Shared ground
Zephaniah 2:11 presents Yahweh as fearsome in relation to surrounding peoples. The verse connects that fearsome presence to an action directed against “all the gods of the land,” pictured as being “famished” (made to waste away). The outcome is a reversal of normal ancient expectations: instead of peoples relying on their own local deities tied to territory, worship shifts to Yahweh.
The verse also pushes beyond a local scene. It imagines worship of Yahweh occurring “everyone from his place,” reaching “all the shores of the nations.” That language expands the horizon from Judah’s neighborhood to distant coastal or island regions.
Where interpretation differs
Who “them” refers to. Some read “them” as primarily the specific nations named just before (Moab and Ammon), with the verse then widening out to other nations afterward. Others take “them” as a broader reference to the nations generally, since the verse itself quickly speaks about “all the gods” and “all the shores of the nations.”
What it means for Yahweh to “famish” the gods. Some understand this as the gods being shown empty and powerless as their worship systems collapse (no honor, no offerings, no effective help). Others take it as stronger language for the removal of those gods from the scene—“making them disappear”—whether by judgment on their temples, priests, and public cults, or by a broader collapse of their credibility.
What “everyone from his place” implies. Some take it to emphasize decentralized worship (not only at one shrine). Others hear it as a simple way of saying “everywhere,” stressing universality without making a point about worship locations.

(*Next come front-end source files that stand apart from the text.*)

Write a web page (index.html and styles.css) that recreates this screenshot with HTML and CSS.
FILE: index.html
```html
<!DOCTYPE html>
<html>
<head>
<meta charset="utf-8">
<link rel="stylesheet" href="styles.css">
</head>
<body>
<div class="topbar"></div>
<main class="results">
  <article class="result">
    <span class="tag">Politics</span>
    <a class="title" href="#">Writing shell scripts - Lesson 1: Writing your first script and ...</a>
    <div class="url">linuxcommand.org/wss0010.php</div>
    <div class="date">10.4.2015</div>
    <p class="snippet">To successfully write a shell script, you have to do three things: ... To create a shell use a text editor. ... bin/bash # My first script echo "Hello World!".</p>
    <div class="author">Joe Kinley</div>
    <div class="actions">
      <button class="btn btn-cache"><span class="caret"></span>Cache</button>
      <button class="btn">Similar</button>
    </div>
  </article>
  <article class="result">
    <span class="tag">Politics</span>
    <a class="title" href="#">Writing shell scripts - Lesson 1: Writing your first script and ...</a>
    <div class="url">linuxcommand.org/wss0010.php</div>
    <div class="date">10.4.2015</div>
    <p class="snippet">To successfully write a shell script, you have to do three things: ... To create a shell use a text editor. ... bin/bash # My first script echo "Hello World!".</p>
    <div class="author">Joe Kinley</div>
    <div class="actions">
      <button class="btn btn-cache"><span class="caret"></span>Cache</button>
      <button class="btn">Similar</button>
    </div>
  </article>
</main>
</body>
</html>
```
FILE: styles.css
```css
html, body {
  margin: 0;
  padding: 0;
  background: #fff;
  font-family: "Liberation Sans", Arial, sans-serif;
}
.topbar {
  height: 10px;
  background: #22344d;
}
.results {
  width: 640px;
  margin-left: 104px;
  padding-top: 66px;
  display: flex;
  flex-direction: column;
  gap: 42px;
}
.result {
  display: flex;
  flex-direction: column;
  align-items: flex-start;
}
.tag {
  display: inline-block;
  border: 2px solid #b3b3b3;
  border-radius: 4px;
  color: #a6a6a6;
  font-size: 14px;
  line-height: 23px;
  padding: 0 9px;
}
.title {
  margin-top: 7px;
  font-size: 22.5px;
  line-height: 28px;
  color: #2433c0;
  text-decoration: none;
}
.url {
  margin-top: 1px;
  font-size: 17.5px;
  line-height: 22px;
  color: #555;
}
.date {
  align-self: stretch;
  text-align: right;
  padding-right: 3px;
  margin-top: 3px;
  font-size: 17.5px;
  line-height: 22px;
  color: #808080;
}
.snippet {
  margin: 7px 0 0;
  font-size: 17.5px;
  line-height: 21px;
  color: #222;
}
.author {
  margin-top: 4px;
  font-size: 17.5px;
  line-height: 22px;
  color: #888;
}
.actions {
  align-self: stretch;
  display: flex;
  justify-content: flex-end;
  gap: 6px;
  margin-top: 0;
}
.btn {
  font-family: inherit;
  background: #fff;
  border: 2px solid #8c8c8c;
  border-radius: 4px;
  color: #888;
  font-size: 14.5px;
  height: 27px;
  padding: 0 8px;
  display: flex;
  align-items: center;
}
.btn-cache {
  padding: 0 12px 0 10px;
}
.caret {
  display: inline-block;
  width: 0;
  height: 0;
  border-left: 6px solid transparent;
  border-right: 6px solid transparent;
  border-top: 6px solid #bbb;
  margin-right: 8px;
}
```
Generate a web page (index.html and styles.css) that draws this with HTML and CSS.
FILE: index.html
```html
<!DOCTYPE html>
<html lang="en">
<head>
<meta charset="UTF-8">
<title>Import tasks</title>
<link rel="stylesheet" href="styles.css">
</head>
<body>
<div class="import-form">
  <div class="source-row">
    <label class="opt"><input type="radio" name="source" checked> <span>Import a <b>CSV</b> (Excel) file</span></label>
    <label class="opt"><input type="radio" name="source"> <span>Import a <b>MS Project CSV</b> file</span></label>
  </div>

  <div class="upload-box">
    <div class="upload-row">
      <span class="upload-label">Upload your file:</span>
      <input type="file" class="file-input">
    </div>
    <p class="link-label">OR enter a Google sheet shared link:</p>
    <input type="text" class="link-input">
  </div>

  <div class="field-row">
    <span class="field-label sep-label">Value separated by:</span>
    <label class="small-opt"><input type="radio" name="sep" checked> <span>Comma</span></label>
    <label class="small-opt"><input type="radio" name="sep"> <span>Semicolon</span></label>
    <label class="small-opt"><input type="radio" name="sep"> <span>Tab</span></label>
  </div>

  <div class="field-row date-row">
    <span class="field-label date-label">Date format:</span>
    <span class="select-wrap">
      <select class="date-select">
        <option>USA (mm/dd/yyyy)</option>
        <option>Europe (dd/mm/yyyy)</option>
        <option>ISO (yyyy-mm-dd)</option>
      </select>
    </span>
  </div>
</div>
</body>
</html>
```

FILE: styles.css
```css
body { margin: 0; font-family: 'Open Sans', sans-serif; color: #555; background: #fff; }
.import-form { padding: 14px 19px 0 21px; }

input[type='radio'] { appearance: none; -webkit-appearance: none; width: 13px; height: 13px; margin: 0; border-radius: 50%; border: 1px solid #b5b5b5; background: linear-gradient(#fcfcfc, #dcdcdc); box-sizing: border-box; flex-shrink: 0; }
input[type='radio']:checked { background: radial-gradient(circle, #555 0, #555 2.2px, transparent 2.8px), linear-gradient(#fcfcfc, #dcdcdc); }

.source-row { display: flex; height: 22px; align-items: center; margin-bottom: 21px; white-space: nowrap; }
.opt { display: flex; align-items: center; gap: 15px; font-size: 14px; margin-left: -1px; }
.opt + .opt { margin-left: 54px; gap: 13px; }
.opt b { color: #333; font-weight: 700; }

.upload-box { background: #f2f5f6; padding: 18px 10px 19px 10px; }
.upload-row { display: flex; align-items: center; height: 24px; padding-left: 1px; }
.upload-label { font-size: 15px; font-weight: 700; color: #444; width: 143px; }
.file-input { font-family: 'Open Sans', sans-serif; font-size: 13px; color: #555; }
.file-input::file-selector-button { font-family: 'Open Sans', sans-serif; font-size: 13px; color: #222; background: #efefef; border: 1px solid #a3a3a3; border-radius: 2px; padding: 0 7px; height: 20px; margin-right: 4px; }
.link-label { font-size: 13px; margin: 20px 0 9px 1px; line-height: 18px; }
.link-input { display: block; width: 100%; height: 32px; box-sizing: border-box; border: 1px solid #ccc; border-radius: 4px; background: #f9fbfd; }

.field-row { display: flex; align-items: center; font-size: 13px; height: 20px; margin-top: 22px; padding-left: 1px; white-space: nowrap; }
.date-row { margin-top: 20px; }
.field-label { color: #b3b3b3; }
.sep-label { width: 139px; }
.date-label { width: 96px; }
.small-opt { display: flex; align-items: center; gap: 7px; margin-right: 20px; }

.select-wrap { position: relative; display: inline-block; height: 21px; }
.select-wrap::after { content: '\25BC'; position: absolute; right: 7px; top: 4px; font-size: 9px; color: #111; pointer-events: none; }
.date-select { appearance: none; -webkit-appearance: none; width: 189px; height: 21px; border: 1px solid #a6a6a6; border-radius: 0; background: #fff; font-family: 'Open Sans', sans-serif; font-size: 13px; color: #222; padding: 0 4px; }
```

Why the disagreement exists
The verse is compact and poetic. Key phrases (“them,” “famish,” “from his place,” “shores”) can be read either narrowly (tied closely to the immediately preceding nations and concrete cult practices) or broadly (as a sweeping statement about Yahweh’s dominance over all national gods and worldwide worship).
What this passage clearly contributes
- It portrays Yahweh’s supremacy as publicly decisive in a world where gods were linked to lands and peoples.
- It frames the downfall of other gods as comprehensive (“all the gods”), not selective.
- It anticipates a spread of Yahweh’s worship beyond one territory to many places, extending even to far regions (“all the shores of the nations”).
Zephaniah 3:9 later echoes this outward movement by speaking of transformed speech among the peoples and a unified calling on Yahweh.